As coronavirus pandemic recedes, Petaluma’s summer festival lineup takes shape

Several annual Petaluma events have made big announcements about their 2021 plans.|

PLANNING TO GO?

WHAT? 14th Annual Petaluma Music Festival

WHEN? Saturday, August 7, 11:30 a.m. to 9:30 p.m.

WHERE? Sonoma-Marin Fairgrounds in Petaluma.

COST? Advance tickets $55 – $149. Kids 12 and under are free.

INFORMATION? PetalumaMusicFestival.org

The Petaluma Music Festival is returning this summer, live and in-person.

The Rivertown Revival is not.

Reportedly waiting until 2022 to invite its fans back to the McNear Peninsula, the eccentric annual Revival is joined in postponement by Penngrove’s 4th of July Parade and Duncans Mills’ Civil War Days, and the Sonoma-Marin Fair, all three taking a rain check for the second year in a row.
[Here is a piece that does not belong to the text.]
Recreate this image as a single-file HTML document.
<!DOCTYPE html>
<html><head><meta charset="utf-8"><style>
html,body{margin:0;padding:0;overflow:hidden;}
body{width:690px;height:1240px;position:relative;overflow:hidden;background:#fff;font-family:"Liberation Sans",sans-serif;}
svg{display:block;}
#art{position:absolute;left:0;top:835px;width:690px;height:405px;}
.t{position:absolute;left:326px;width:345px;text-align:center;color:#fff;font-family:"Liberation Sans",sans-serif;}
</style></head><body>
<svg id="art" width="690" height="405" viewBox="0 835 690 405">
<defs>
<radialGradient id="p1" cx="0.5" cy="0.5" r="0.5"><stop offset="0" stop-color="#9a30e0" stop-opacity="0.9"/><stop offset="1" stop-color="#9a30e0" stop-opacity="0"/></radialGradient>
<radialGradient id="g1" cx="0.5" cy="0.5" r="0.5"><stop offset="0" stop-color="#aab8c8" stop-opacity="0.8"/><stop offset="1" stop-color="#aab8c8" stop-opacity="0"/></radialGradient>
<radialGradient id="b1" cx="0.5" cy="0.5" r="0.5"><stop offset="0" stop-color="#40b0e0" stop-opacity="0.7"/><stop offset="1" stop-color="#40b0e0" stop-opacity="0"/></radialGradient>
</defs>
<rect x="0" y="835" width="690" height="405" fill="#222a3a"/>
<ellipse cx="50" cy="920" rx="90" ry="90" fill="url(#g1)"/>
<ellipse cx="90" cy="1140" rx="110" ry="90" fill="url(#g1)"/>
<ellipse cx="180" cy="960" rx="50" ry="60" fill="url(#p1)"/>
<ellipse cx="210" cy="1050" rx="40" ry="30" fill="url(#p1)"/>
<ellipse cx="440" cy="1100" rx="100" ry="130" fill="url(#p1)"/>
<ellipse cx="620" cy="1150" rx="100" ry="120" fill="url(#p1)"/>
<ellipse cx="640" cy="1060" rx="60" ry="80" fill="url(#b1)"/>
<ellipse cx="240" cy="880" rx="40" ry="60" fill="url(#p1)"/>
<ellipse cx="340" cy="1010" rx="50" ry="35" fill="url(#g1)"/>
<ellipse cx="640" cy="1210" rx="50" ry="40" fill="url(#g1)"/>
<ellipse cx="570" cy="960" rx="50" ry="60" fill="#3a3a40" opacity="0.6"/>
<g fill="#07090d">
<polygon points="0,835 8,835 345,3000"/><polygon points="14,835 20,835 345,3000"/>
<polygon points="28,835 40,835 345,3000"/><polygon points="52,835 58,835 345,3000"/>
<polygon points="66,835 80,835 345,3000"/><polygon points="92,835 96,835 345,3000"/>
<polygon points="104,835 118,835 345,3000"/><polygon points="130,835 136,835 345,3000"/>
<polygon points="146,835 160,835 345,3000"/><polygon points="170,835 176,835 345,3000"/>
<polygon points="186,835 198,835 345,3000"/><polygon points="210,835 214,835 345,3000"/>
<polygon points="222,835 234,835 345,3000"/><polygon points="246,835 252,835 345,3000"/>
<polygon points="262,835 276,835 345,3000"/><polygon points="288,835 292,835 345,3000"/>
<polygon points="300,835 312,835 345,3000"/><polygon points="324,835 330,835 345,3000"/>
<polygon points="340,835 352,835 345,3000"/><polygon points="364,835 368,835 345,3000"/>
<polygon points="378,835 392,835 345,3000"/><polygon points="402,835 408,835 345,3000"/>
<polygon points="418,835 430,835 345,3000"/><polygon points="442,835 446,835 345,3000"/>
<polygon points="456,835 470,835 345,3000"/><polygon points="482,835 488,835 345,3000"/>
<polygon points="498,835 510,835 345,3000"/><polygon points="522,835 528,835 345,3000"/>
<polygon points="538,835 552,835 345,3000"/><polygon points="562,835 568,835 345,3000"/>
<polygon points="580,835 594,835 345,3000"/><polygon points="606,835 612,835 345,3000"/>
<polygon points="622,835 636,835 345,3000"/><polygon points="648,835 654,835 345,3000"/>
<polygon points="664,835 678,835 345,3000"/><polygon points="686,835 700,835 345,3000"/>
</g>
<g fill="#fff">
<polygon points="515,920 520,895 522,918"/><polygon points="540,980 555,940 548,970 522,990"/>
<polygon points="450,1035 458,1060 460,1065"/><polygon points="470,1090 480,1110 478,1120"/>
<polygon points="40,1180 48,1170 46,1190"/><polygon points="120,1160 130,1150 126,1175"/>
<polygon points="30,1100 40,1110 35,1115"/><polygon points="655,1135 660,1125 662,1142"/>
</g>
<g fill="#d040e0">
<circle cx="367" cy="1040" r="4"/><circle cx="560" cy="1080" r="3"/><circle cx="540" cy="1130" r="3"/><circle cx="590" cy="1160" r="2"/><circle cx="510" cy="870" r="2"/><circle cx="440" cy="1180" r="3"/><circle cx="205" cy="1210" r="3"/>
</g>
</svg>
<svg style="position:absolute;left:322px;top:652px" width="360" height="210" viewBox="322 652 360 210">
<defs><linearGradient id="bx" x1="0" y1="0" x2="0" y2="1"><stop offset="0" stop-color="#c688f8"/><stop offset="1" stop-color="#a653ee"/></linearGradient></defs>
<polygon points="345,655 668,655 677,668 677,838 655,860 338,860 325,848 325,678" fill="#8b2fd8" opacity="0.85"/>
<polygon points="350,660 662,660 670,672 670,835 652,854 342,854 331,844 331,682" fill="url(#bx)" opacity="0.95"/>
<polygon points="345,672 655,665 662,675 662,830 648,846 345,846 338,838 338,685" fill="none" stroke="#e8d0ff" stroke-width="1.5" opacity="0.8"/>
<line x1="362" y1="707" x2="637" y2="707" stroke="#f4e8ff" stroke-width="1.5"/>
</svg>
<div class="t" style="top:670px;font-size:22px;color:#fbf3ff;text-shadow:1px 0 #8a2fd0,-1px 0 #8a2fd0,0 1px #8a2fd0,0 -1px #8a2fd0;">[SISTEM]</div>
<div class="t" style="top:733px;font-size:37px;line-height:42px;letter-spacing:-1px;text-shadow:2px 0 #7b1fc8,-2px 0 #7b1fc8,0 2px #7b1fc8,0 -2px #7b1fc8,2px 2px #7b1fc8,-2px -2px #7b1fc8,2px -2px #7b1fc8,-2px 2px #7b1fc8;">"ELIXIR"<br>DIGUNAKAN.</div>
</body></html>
Meanwhile, a long-mothballed river celebration is returning this August after an absence of more than two decades.

With Sonoma County still hovering in a state of COVID-19 uncertainty — while certain sectors of the economy reopen and others remain closed — Petaluma’s ever-shifting recreation and entertainment schedule remains locked in a strange limbo of clashing schedules.

The Petaluma Music Festival, after shifting to a full-virtual platform in 2020, announced last week that the three-stage, multiple-artist, 10-hour-long extravaganza will take place Aug. 7 at the Sonoma-Marin Fairgrounds in Petaluma.

The lineup of musicians will include some of Sonoma County’s most popular bands: SambaDa, the Motet, the Black Sheep Brass Band, Dirty Red Barn, Mestizo Beat, Kendra McKinley, Sebastian Saint James & The Highway Poets, The Commonheart, The Monophonics, Full Moonalice and the Time Has Come Revue (featuring The New Chamber Brothers and the T Sisters), and the Bandjango Collectif featuring Stella Heath.

The event will mark the beloved nonprofit festival’s 14th year, having become a dependable local benefit event in support of school music programs throughout Petaluma. Not surprisingly, as Sonoma County cautiously emerges from over a year of suspended and canceled events, there will be some conspicuous protocols in place to protect all participants.

“Our first priority will be for everyone to be safe while enjoying the festival,” according to a statement posted on the festival’s website. “Under current guidelines, we are planning on having a ’Safe/Vaccinated’ festival, and we will only admit participants and attendees who have been fully vaccinated for COVID-19 at least two weeks prior to the festival, or receive a negative test result for COVID-19 within 72 hours prior to the festival.”

Tickets are now on sale, ranging from $55 for a basic, advance-purchase ticket to $149 for a V.I.P. pass, allowing for premium parking, shaded seating, and entrance to behind-the-scenes hospitality areas, with complimentary drinks and snacks, and special musician meet-and-greets.

In terms of the big summertime picture in Petaluma, one welcome surprise is the recent announcement of a resurrected Petaluma River Festival, an all-day affair set for Aug. 28. Co-sponsored by the Petaluma Downtown Association and Petaluma Sunrise Rotary Club, the celebration will feature boat and paddle-board races, live music, food vendors, a beer and wine garden and games, including a tug-of-war across the Petaluma River and Kayak water polo.

Announced as the “first annual” River Festival, the event is a post-lockdown reclaiming and re-envisioning of the beloved annual event that was originally launched in the summer of 1986. It ran for 12 years, and ended in 1997. Its memory was kept alive for a few years by the annual arrival of the schooner The Alma, which would dock in the turning basin for visits and tours. Those events stopped when the river became impassable due to a lack of dredging, but with that work finally completed last year, who knows?

The Alma could soon be returning to downtown Petaluma.

Other reunions, however, will have to wait a year. On the current website for the annual Civil War Days battle reenactments, in Duncans Mills, the next date given for the massive gathering is Saturday and Sunday, July 16-17, 2022. The annual Penngrove Parade, famous for rolling dozens of tractors through town every Independence Day, is also on hold, but a drive-thru community chicken dinner will take place June 26.

PLANNING TO GO?

WHAT? 14th Annual Petaluma Music Festival

WHEN? Saturday, August 7, 11:30 a.m. to 9:30 p.m.

WHERE? Sonoma-Marin Fairgrounds in Petaluma.

COST? Advance tickets $55 – $149. Kids 12 and under are free.